Dans la nouvelle il reste cependant un point important à souligner. James Norton finit par expliquer que c’est en fouillant dans les vêtements de l’homme inconscient qu’il a découvert ses papiers. Il sait donc que l’homme « augmenté » par les rayons cosmiques a pour nom… Daniel Lyons ! Ce nom ne vous évoquera peut-être rien mais c’est par ailleurs l’identité civile du Black Marvel, héros lancé par Marvel en mars 1941, donc quelques mois avant le Conqueror.

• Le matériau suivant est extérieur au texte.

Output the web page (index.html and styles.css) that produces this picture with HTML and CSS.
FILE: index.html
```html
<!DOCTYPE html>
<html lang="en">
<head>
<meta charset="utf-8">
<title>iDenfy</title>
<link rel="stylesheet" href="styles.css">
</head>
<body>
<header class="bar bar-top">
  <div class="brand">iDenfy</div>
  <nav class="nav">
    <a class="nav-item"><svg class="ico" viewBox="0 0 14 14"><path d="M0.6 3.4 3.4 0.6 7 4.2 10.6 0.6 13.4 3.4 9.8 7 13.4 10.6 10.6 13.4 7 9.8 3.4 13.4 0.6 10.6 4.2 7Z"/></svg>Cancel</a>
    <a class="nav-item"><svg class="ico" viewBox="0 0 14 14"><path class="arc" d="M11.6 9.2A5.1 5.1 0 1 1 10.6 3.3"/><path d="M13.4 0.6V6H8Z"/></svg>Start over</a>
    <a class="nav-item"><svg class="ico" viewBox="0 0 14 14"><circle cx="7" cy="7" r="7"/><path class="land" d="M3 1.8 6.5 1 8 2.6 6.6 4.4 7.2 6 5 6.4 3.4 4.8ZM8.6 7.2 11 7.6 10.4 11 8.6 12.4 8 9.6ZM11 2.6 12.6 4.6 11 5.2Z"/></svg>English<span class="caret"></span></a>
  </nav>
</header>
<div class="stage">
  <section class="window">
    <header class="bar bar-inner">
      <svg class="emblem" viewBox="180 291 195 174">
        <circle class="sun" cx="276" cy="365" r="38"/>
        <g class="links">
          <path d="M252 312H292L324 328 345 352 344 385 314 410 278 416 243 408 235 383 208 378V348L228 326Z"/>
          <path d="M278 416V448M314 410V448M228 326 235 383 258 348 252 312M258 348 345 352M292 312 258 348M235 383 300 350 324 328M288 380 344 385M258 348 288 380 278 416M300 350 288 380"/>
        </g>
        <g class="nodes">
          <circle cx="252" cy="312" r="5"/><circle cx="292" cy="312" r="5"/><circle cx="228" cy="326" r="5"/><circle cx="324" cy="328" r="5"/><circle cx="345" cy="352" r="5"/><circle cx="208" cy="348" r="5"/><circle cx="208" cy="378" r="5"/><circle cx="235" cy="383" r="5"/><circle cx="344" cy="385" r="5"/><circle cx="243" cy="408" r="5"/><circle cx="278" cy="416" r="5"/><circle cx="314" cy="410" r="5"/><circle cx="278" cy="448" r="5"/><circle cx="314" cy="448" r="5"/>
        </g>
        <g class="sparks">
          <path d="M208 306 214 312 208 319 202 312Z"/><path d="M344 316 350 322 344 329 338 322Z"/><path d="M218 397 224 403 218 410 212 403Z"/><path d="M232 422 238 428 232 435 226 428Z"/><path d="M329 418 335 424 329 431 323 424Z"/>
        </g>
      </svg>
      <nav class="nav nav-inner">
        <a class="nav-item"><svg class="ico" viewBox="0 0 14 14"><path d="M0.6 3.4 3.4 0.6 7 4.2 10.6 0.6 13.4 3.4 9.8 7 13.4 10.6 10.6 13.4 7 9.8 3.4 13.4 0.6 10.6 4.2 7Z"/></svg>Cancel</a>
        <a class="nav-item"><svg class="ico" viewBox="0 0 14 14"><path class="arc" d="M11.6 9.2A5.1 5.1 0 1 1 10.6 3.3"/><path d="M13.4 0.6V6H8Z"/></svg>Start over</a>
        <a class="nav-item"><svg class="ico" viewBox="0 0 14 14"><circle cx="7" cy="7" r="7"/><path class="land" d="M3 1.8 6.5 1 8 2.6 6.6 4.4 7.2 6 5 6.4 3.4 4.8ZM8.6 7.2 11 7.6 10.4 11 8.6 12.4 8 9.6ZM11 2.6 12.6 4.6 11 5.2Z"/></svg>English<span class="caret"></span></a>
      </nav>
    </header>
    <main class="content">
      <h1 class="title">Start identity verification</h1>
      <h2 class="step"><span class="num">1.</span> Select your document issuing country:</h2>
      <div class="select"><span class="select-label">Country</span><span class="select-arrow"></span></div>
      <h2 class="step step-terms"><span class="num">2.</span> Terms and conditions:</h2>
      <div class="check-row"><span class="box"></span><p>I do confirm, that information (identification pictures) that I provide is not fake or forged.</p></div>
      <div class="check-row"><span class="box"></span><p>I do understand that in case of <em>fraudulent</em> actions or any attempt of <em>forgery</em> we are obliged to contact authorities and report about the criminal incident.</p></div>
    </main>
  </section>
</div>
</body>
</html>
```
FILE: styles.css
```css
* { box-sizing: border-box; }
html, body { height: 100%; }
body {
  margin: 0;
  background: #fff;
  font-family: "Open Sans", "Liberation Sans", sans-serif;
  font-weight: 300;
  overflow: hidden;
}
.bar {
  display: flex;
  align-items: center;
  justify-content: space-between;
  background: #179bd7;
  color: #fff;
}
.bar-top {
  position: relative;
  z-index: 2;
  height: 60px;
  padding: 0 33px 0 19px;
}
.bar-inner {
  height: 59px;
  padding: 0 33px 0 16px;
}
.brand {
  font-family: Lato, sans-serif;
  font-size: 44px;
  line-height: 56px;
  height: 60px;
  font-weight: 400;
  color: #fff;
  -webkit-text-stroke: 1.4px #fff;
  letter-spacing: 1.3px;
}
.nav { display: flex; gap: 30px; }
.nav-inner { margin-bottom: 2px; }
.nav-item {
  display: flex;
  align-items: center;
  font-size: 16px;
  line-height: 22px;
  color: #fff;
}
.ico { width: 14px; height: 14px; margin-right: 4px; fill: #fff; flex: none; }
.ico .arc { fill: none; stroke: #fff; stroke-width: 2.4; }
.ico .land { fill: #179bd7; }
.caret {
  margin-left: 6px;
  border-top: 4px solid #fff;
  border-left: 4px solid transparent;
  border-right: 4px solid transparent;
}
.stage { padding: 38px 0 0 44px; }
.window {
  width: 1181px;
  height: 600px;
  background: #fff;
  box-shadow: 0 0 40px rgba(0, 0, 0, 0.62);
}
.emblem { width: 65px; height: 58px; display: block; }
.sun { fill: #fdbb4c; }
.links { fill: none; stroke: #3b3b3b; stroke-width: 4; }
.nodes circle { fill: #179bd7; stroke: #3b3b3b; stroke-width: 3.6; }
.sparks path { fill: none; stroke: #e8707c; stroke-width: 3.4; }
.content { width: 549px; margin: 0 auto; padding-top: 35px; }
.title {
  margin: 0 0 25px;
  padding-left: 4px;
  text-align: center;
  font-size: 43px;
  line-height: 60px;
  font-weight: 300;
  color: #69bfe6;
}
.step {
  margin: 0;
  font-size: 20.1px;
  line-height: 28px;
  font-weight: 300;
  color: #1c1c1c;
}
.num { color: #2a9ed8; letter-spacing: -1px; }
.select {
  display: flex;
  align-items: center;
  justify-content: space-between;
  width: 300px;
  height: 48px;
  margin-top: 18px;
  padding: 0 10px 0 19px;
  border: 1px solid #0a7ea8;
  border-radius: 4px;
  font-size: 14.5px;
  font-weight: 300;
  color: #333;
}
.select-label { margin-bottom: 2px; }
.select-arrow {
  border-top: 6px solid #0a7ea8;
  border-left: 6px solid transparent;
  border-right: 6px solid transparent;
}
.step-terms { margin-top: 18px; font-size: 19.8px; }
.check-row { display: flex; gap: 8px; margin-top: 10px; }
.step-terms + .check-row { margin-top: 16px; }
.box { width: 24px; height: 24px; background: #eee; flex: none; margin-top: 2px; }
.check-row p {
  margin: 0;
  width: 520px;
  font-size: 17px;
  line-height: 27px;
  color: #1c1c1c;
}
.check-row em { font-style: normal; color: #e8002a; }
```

Ce qui renforce les soupçons que le héros d’Everett aurait pu d’abord être une étape d’un projet de Marvel, à moins que les différents auteurs aient simplement voulu faire une allusion à une connaissance ou une référence commune… Si vraiment le Conqueror a manqué de peu d’être un héros Marvel, il n’est pas passé loin de devenir le premier héros de l’éditeur à devoir ses pouvoirs à des rayons cosmiques, vingt ans avant les Fantastic Four !
[
Xavier Fournier]
PS: Les aventures du Conqueror seront réimprimées aux USA l’été prochain avec toute la production d’Everett entre 1938 et 1942 (épisodes Marvel non inclus) dans « Amazing Mysteries: The Bill Everett Archives », une anthologie dirigée par Blake Bell.